## TASK INSTRUCTIONS
Set every record down verbatim and omit the pictures.

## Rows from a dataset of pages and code
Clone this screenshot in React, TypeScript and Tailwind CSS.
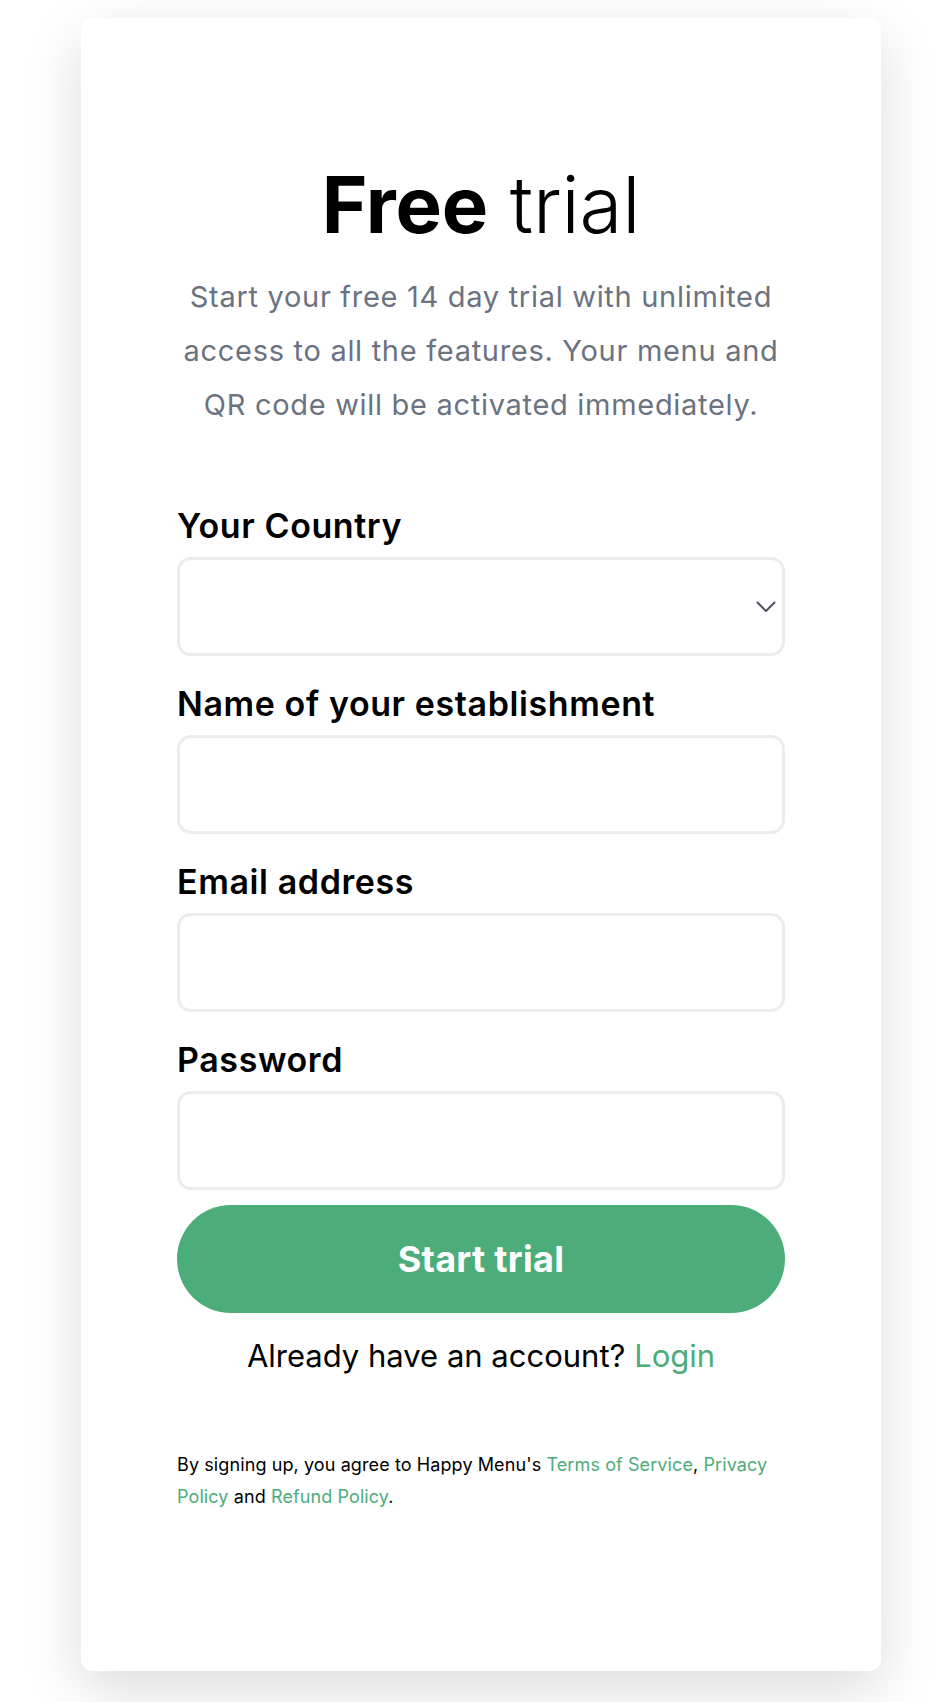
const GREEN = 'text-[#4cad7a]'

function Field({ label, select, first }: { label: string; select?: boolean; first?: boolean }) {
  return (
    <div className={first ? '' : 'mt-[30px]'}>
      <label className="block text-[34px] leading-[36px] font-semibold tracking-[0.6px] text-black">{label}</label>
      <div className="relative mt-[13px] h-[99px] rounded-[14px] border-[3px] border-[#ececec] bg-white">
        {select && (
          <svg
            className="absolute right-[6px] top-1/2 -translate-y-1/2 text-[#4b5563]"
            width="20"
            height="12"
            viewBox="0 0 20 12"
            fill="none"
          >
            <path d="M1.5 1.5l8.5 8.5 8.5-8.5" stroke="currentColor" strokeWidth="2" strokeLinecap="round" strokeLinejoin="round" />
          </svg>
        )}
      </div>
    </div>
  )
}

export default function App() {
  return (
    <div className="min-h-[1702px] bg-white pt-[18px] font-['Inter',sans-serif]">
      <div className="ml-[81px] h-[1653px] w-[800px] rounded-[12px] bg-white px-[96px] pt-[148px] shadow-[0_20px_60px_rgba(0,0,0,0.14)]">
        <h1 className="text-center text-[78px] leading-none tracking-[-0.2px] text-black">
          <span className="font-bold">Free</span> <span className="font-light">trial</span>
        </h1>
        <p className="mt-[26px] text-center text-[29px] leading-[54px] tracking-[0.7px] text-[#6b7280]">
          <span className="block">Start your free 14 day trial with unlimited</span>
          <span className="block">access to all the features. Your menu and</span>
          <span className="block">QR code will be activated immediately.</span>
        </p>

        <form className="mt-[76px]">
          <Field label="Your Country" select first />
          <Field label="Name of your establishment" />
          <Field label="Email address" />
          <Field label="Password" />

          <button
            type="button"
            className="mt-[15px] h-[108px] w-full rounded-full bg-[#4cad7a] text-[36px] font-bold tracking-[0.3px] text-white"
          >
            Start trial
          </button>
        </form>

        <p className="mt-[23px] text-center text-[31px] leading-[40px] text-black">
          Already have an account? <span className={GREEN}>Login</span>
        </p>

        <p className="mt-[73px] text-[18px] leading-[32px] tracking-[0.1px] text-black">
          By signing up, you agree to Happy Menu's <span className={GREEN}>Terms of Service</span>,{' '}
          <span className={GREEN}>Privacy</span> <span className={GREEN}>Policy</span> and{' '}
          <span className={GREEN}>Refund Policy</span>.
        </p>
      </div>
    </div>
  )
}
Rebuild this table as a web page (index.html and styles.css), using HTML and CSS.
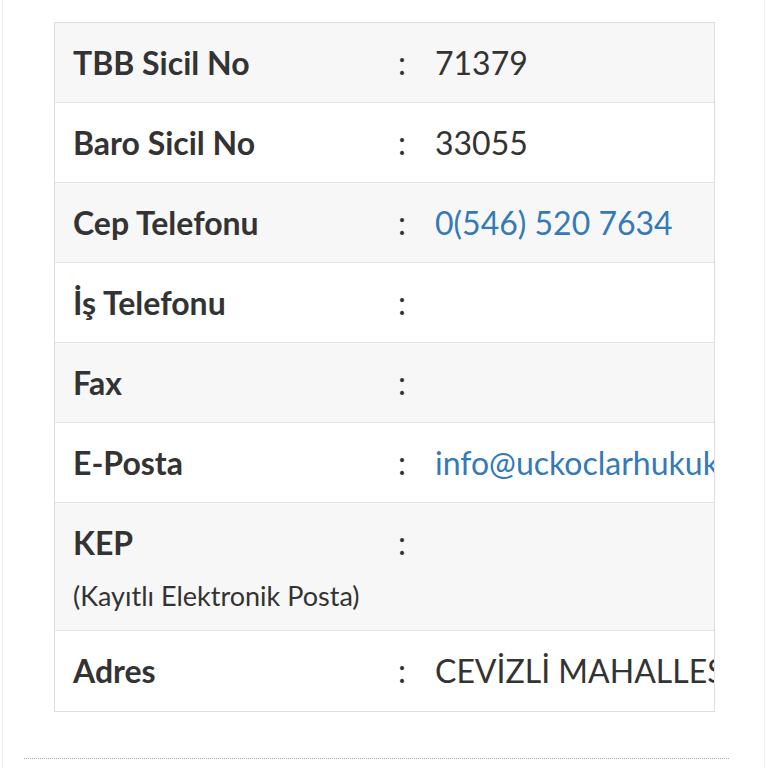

## RESPONSE TO THE TASK
Clone this screenshot in React, TypeScript and Tailwind CSS.
const GREEN = 'text-[#4cad7a]'

function Field({ label, select, first }: { label: string; select?: boolean; first?: boolean }) {
  return (
    <div className={first ? '' : 'mt-[30px]'}>
      <label className="block text-[34px] leading-[36px] font-semibold tracking-[0.6px] text-black">{label}</label>
      <div className="relative mt-[13px] h-[99px] rounded-[14px] border-[3px] border-[#ececec] bg-white">
        {select && (
          <svg
            className="absolute right-[6px] top-1/2 -translate-y-1/2 text-[#4b5563]"
            width="20"
            height="12"
            viewBox="0 0 20 12"
            fill="none"
          >
            <path d="M1.5 1.5l8.5 8.5 8.5-8.5" stroke="currentColor" strokeWidth="2" strokeLinecap="round" strokeLinejoin="round" />
          </svg>
        )}
      </div>
    </div>
  )
}

export default function App() {
  return (
    <div className="min-h-[1702px] bg-white pt-[18px] font-['Inter',sans-serif]">
      <div className="ml-[81px] h-[1653px] w-[800px] rounded-[12px] bg-white px-[96px] pt-[148px] shadow-[0_20px_60px_rgba(0,0,0,0.14)]">
        <h1 className="text-center text-[78px] leading-none tracking-[-0.2px] text-black">
          <span className="font-bold">Free</span> <span className="font-light">trial</span>
        </h1>
        <p className="mt-[26px] text-center text-[29px] leading-[54px] tracking-[0.7px] text-[#6b7280]">
          <span className="block">Start your free 14 day trial with unlimited</span>
          <span className="block">access to all the features. Your menu and</span>
          <span className="block">QR code will be activated immediately.</span>
        </p>

        <form className="mt-[76px]">
          <Field label="Your Country" select first />
          <Field label="Name of your establishment" />
          <Field label="Email address" />
          <Field label="Password" />

          <button
            type="button"
            className="mt-[15px] h-[108px] w-full rounded-full bg-[#4cad7a] text-[36px] font-bold tracking-[0.3px] text-white"
          >
            Start trial
          </button>
        </form>

        <p className="mt-[23px] text-center text-[31px] leading-[40px] text-black">
          Already have an account? <span className={GREEN}>Login</span>
        </p>

        <p className="mt-[73px] text-[18px] leading-[32px] tracking-[0.1px] text-black">
          By signing up, you agree to Happy Menu's <span className={GREEN}>Terms of Service</span>,{' '}
          <span className={GREEN}>Privacy</span> <span className={GREEN}>Policy</span> and{' '}
          <span className={GREEN}>Refund Policy</span>.
        </p>
      </div>
    </div>
  )
}
Rebuild this table as a web page (index.html and styles.css), using HTML and CSS.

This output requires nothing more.